WHAT NEEDS TO BE DONE:
Reproduce nothing but the lines from the one with "Write the React, TypeScript" through the one with "const sep: Entry", exactly and with both ends. Omit pictures.

::::::::::

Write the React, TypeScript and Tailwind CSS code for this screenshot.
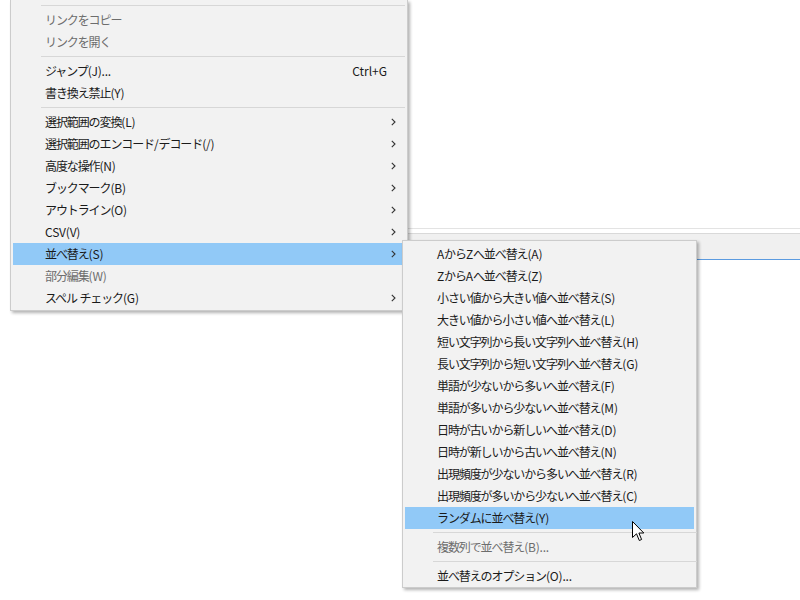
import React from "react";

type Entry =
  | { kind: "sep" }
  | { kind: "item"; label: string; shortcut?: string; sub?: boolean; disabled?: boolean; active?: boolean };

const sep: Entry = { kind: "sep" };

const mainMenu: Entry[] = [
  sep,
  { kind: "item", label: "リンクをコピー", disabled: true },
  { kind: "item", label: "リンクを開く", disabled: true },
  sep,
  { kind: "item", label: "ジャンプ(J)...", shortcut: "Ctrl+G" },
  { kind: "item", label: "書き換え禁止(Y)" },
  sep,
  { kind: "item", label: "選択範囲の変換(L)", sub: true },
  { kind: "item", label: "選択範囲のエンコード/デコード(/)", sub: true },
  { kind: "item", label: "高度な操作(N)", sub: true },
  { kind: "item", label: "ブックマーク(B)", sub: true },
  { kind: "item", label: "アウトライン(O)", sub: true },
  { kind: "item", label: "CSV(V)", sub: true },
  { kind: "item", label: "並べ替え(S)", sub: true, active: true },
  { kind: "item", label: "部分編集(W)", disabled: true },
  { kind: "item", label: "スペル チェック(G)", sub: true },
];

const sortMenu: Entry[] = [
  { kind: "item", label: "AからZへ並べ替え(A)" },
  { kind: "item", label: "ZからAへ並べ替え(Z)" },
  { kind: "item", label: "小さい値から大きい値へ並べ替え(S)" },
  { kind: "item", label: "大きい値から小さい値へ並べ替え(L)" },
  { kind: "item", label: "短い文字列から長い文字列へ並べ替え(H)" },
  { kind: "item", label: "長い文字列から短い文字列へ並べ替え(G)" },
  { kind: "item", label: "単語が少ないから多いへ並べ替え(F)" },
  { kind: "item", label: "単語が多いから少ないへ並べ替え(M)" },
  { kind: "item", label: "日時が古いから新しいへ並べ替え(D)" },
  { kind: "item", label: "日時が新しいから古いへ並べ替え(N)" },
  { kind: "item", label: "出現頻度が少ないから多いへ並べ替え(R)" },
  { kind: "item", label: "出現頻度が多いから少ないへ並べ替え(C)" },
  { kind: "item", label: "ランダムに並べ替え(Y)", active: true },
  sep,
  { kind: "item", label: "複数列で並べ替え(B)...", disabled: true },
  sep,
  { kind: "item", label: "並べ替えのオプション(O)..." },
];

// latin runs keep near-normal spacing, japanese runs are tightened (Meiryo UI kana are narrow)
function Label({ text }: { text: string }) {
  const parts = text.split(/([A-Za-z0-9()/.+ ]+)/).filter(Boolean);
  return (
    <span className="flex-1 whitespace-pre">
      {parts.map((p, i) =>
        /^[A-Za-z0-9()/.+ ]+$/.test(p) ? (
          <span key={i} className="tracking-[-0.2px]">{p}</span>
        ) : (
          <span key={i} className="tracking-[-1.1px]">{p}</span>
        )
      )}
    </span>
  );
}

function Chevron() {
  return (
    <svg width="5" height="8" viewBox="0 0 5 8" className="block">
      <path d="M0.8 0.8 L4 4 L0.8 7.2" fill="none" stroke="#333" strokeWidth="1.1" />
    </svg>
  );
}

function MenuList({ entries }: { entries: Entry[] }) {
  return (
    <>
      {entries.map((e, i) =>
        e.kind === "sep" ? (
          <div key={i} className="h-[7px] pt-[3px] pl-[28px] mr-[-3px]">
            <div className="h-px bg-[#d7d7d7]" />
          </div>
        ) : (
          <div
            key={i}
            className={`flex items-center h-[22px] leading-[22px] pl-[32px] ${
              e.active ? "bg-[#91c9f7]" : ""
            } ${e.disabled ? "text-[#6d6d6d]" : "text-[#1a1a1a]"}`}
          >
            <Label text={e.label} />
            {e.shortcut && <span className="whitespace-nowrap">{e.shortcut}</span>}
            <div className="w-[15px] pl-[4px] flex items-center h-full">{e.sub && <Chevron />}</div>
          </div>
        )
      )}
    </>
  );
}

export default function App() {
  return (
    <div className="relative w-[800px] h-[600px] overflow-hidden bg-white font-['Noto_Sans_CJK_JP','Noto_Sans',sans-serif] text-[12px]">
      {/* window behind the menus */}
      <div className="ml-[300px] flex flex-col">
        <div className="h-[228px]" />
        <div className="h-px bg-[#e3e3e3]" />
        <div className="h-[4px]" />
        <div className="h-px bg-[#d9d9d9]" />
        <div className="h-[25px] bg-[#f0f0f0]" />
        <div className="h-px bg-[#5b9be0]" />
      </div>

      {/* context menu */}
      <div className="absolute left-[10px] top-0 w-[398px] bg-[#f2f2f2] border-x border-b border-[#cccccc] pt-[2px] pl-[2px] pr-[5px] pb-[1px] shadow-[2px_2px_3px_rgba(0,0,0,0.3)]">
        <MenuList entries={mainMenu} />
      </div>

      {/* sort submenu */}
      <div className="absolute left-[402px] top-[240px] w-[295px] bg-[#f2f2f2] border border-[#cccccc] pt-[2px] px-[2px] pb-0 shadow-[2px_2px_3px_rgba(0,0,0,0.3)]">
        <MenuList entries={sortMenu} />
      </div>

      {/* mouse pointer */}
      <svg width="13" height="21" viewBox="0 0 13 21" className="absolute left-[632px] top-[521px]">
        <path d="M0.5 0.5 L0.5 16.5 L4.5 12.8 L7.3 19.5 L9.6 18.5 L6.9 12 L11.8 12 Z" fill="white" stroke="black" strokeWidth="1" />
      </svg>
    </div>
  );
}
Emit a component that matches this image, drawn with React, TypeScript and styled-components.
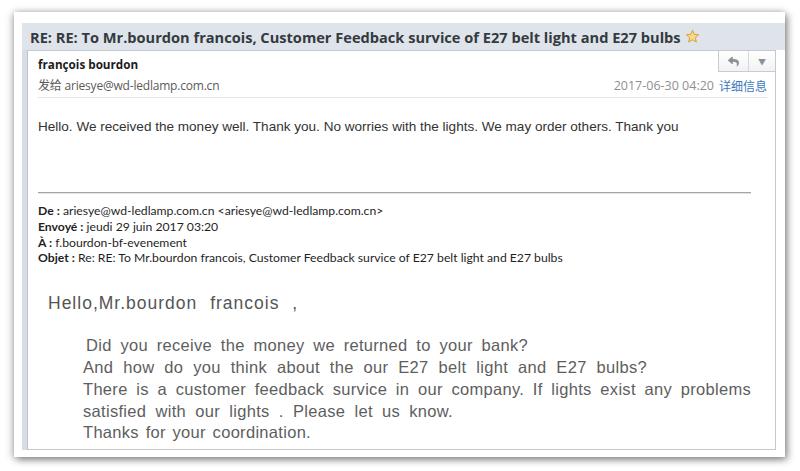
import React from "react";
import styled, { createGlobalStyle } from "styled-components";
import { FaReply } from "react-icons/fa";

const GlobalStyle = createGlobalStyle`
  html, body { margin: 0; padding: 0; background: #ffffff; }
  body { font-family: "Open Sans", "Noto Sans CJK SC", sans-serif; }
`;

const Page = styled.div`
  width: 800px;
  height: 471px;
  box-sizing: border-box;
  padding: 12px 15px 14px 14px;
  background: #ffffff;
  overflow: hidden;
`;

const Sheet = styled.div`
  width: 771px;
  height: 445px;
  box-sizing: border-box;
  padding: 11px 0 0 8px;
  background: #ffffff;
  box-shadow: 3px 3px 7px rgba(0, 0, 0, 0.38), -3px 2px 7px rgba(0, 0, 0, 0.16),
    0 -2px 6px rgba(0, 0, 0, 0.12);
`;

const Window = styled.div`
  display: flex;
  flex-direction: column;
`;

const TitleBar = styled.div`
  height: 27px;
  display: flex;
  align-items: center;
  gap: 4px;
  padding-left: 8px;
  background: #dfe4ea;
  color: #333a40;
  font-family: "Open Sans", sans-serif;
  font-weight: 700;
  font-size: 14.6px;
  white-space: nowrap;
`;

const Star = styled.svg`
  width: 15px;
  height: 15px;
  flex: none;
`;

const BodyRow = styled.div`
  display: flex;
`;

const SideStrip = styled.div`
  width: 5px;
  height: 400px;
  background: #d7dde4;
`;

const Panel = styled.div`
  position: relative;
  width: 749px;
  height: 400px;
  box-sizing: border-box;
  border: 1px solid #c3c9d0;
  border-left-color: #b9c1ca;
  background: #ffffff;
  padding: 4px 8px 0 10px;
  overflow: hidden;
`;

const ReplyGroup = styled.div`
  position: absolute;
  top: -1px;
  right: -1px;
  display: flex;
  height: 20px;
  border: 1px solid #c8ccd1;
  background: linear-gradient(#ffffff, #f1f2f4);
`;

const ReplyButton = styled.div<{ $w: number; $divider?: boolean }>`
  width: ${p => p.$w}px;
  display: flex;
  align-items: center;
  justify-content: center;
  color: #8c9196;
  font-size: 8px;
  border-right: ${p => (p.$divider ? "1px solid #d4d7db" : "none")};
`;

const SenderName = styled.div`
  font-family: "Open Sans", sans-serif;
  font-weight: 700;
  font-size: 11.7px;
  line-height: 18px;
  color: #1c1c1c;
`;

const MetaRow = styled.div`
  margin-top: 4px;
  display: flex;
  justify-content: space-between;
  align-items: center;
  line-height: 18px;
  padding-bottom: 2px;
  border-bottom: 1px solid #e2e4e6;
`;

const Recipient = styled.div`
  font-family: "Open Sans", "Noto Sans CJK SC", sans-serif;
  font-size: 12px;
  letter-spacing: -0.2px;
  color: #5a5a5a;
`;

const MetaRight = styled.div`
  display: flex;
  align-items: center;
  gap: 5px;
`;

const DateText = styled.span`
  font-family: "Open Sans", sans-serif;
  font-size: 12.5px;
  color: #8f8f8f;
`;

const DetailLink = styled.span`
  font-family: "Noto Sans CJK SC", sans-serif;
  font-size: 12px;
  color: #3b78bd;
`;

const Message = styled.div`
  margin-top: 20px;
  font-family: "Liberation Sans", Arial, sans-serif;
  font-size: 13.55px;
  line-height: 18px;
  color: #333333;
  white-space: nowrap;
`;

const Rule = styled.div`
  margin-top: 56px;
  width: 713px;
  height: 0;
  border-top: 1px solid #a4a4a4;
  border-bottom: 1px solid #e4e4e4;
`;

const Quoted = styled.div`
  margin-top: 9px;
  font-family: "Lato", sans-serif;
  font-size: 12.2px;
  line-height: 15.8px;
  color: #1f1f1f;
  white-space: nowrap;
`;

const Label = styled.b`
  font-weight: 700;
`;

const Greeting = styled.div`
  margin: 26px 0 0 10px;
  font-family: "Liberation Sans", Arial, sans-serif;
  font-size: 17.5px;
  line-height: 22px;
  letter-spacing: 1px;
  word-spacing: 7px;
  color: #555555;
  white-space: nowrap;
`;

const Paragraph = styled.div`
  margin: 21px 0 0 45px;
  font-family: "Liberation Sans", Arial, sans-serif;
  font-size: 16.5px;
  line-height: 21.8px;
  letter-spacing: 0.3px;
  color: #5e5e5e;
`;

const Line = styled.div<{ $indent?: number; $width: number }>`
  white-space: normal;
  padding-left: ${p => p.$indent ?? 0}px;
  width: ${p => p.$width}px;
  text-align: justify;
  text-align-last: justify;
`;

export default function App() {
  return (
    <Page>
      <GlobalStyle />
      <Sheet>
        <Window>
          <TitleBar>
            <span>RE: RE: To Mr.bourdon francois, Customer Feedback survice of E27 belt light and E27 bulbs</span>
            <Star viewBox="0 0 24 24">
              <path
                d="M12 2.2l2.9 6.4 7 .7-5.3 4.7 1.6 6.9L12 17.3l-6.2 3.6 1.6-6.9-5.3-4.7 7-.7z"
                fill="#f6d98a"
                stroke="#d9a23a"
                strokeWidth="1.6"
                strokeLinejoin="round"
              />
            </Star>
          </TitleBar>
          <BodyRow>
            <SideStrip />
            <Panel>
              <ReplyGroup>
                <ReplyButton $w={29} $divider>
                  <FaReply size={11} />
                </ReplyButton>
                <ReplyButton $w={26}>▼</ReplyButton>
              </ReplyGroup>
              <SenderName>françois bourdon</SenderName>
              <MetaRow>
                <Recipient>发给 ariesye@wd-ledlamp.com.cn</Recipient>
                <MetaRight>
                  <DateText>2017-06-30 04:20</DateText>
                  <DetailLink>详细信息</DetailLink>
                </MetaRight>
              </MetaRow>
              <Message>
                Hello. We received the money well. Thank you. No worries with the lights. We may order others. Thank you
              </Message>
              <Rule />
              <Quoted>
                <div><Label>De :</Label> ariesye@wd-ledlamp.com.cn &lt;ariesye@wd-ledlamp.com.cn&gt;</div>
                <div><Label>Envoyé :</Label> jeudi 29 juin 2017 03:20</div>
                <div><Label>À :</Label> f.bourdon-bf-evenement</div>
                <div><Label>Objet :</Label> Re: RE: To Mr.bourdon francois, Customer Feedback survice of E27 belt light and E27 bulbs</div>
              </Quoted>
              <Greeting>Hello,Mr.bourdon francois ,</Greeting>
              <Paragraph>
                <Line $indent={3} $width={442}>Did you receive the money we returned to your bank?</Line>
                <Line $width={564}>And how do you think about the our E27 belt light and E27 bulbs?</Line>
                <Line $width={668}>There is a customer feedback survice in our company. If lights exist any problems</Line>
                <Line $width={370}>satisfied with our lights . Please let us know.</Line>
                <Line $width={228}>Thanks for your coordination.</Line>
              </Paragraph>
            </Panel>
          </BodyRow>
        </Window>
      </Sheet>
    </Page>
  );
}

::::::::::

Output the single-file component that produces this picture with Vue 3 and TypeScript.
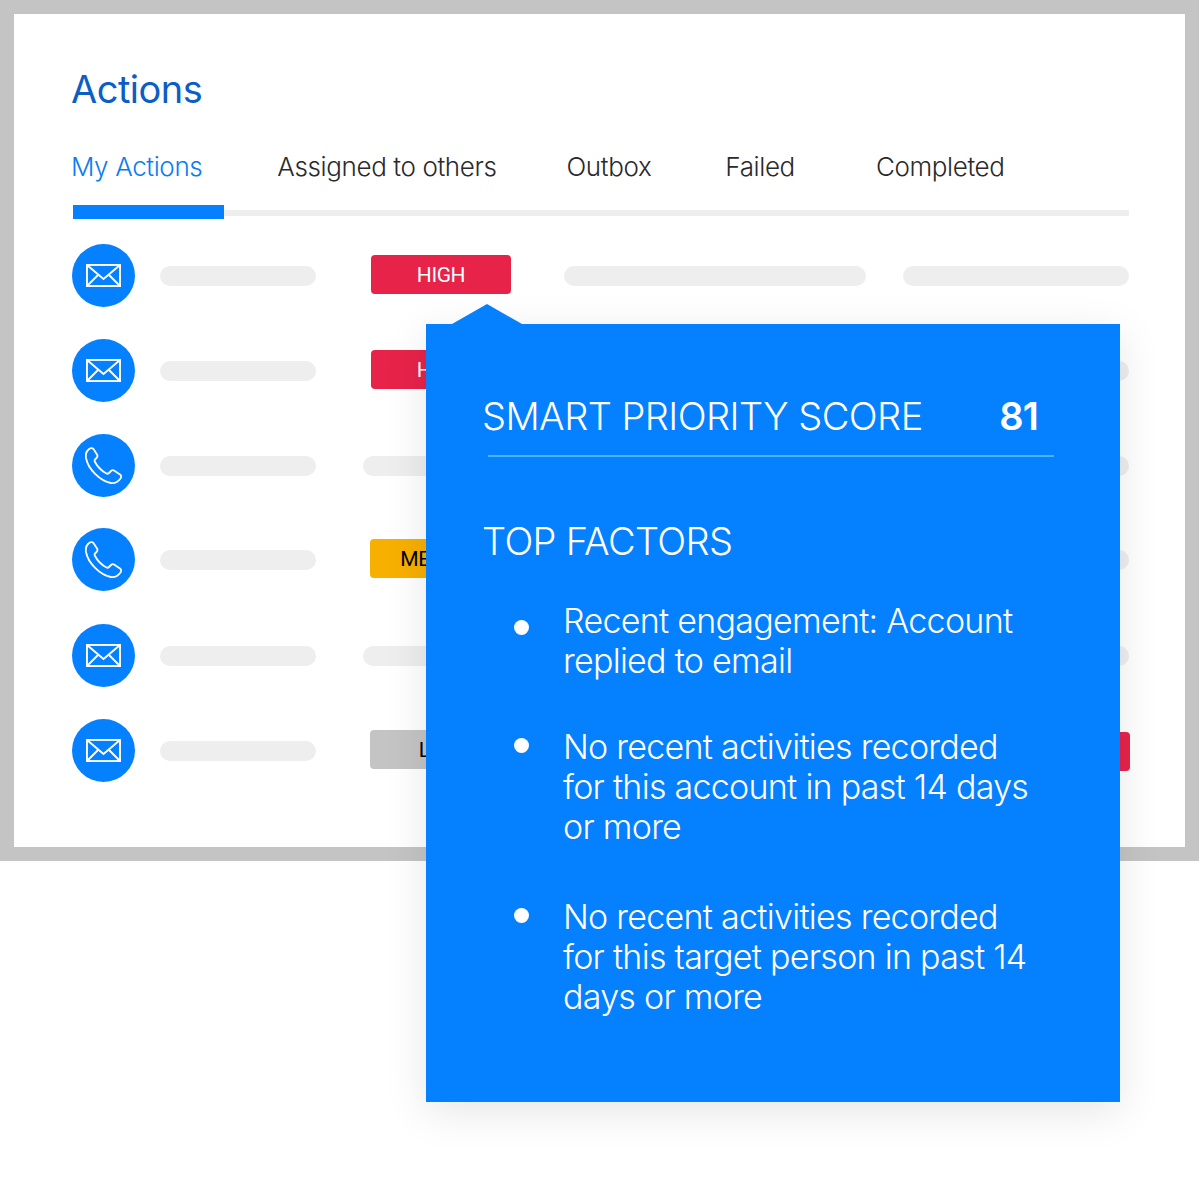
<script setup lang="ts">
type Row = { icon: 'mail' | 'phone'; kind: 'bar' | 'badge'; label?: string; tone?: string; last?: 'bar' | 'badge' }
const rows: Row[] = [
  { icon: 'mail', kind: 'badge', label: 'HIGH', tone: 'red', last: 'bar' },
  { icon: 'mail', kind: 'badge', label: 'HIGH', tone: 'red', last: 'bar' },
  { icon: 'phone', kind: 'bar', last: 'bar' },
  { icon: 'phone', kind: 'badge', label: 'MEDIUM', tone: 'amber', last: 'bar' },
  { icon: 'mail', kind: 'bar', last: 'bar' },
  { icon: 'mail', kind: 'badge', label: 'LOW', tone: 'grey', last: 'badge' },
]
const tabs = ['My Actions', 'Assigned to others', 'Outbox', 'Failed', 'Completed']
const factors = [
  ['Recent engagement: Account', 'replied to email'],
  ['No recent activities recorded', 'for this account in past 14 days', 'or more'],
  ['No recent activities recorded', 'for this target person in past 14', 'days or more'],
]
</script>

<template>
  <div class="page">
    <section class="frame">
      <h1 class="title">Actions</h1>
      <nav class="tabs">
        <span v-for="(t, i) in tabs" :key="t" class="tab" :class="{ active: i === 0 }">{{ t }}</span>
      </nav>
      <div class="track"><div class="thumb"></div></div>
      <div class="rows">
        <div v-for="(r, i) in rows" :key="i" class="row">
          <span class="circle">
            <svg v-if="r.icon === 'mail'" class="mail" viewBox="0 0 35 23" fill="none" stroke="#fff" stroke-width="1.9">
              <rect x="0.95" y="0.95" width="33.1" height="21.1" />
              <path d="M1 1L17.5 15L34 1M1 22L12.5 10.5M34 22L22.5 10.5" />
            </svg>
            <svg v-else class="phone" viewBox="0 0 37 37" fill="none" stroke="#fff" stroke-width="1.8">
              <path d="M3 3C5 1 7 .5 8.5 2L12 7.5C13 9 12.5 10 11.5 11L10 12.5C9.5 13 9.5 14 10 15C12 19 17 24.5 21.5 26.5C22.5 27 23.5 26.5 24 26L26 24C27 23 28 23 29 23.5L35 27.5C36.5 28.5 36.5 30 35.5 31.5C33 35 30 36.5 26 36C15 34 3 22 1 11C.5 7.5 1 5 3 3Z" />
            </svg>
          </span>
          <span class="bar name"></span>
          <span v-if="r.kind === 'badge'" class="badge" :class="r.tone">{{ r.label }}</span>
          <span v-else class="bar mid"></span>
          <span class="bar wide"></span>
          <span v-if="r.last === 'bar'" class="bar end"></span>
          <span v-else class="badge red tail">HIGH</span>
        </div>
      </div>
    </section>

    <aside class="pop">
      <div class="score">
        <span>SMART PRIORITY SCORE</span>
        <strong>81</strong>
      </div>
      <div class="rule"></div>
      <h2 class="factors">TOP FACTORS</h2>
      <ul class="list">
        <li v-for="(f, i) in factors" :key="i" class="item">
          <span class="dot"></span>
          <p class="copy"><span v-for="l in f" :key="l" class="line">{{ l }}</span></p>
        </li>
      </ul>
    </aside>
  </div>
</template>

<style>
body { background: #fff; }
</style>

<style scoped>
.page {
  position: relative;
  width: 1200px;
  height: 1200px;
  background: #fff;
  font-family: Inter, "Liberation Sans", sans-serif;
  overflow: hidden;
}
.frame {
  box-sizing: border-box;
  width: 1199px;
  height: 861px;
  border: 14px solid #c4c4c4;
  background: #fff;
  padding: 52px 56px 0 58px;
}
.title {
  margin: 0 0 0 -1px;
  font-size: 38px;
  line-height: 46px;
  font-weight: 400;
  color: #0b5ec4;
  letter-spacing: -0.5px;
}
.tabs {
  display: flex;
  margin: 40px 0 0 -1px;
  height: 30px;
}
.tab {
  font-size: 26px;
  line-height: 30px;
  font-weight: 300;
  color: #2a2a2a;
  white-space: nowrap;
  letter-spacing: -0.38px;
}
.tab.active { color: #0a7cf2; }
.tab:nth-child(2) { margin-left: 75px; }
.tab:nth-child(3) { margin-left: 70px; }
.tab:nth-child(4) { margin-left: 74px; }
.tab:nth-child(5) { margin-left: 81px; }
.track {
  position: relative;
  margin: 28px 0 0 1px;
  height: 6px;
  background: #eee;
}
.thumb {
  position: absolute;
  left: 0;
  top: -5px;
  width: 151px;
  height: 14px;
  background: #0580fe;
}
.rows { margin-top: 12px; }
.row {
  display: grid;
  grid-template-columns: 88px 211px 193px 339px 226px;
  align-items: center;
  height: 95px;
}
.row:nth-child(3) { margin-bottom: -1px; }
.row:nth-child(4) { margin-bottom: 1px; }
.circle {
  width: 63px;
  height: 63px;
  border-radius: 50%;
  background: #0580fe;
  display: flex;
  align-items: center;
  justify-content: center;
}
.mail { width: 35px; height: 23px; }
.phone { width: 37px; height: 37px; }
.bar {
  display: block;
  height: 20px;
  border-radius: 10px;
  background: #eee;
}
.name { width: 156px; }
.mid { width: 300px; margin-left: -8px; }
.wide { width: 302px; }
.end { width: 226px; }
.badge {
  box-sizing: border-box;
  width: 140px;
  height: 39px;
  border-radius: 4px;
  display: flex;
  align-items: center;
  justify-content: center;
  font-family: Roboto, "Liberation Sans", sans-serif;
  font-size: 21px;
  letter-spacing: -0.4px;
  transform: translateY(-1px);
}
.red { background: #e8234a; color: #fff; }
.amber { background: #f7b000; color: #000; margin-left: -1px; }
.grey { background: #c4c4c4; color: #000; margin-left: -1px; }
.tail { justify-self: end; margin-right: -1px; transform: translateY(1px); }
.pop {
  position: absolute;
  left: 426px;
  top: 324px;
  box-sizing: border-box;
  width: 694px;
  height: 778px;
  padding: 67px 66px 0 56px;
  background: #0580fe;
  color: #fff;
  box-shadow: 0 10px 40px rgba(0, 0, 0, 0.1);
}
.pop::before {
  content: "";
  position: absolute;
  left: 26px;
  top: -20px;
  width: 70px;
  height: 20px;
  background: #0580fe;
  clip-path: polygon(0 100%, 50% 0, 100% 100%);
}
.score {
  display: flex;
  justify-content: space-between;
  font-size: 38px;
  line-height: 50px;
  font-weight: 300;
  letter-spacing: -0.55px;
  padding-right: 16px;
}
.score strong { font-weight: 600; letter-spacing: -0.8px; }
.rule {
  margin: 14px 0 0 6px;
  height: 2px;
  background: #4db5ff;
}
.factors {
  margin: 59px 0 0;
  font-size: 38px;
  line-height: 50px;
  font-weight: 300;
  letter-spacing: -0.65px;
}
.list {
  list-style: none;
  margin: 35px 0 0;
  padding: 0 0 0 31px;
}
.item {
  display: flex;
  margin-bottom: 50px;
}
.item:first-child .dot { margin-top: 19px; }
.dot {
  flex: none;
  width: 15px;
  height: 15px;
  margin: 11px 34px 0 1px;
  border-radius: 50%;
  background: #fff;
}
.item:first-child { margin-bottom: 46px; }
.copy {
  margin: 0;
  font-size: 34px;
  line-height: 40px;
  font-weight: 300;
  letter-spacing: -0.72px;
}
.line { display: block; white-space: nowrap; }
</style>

::::::::::

RESPONSE BELOW:
Write the React, TypeScript and Tailwind CSS code for this screenshot.
import React from "react";

type Entry =
  | { kind: "sep" }
  | { kind: "item"; label: string; shortcut?: string; sub?: boolean; disabled?: boolean; active?: boolean };

const sep: Entry = { kind: "sep" };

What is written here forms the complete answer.